[FAW Home] [2001 Magazine] [FAW Resources] [Write Us]

Time to Get Going

by Julie Gochenour

Carolyn Rudy had always known that the time to get going would come. But that didn't make it any easier. From early spring through most of the summer, I watched Carolyn cry.

She cried standing in the kitchen of her rented house on College Avenue in Harrisonburg, Virginia; she cried in the prayer-room at Eastern Mennonite Seminary, she cried on walks across the Virginia countryside she'd grown to love. As a friend, all I could do was hug and listen. Then in August, just before she left to spend six years in the Philippines, Carolyn's tears of grief finally turned to joy -- but not without some hard faith lessons along the way.

"We left Africa with the intention of going back," she told me one afternoon when we were at the seminary because the only thing left at her house was a few dozen boxes and the family sleeping bags on the floor. "These two years have been like a watering hole, an oasis, and now it's time to go."

Carolyn and her husband Jon, both Mennonites, had spent 10 years in Africa working for Mennonite Central Committee, the relief, service and peace agency of the Mennonite Church in North America.

After two stints in Africa, first in a refugee camp and other posts in Somalia and then as joint "country director" in Swaziland, the Rudys had come back to the United States to earn masters degrees, fully expecting to return to Africa. What Carolyn hadn't expected, however, was to put down roots during her two-year study break in the United States.

"Coming out of our six years in Swaziland, Jon and I felt really dry and drained spiritually. After doing a six year term in an administrative position where you're care-taking people and looking at vision for programs, there comes a time when you need soul-care," she continued.

"To come home and do that in context of the seminary where we're studying, enjoying the chapels and being intellectually and academically challenged, that nurturing has happened.

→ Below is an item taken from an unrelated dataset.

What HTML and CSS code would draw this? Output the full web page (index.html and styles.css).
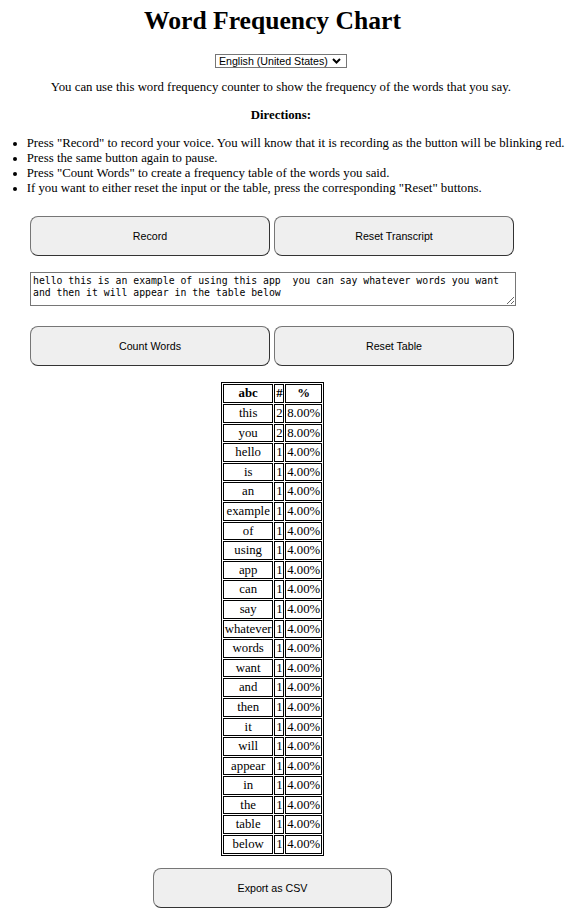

The image I get is when you stick your straw down and you start to suck. After a bit that dryness is gone. That's what it's felt like. And now it's time to go," she repeated.

But Carolyn's peace didn't come easily. She first realized just how deep her new roots had gone when Jon accepted a job as MCC's "Asia Regional Peace Coordinator," a position connecting resources with a peace emphasis, that would take the family to Davao City on the island of Mindanao in the Philippines. That's when the crying started.

To her surprise, the idea of leaving, something Carolyn had known would happen, suddenly hurt. Friends, the church quilting circle, the Appalachian mountains, the beauty of four seasons and her fourth-hand piano seemed precious and dear. The Rudys' sons, Solly (10) and David (8) were equally distressed at the thought of the move. Carolyn even wondered if she and Jon had been truly called to the Philippines, if it really was time to get going, or if the family was simply being swept along in Jon's desire to work overseas.

Discernment, Carolyn discovered, always precedes departure. Along the way she also learned some important lessons about herself and the ways in which God calls.

"I was knocking myself on the head thinking 'how did you discern to go to the Philippines, did you spend time on your knees praying?' That's certainly the expected or the held up thing," Carolyn said.

"But for me it wasn't this dramatic stuff, and because it wasn't dramatic, I think it was easy for me to discount it or to question it. The other thing that led me to question is that, in our Mennonite culture, it is expected that when you're in service to the Lord, you should suffer. We always made jokes in Africa that our suffering index wasn't very high. So I've also had that in the back of my brain, although when I'd sit with it, God would just sort of blow on it -- like blowing away a dandelion seed.

"Coming here to seminary I've learned that my first job is to be faithful to the relationship with God. That's not a showy thing. It's going into your room and shutting the door and praying to your Father in heaven contrasted to the Pharisees' prayers. So even though my journey has felt very happen-stance, not thought out, that doesn't mean my call's not genuine."

In Africa, first considering seminary, Carolyn was prompted to study spiritual direction. It proved to be a perfect fit. Her half-time position in the Philippines includes providing spiritual direction for other MCC workers and serving as a resource person for worship services and retreats.

According to Carolyn, this new vocation is one more reason she knew it was time to get going -- that staying at the watering hole, no matter how much she might want to, would be a mistake.

"You'd get water-logged because you weren't using the nourishment you got for God's work. You would just be sitting there staying cool and comfortable instead of going into the heat -- literally," Carolyn said, referring to her new home on the equator.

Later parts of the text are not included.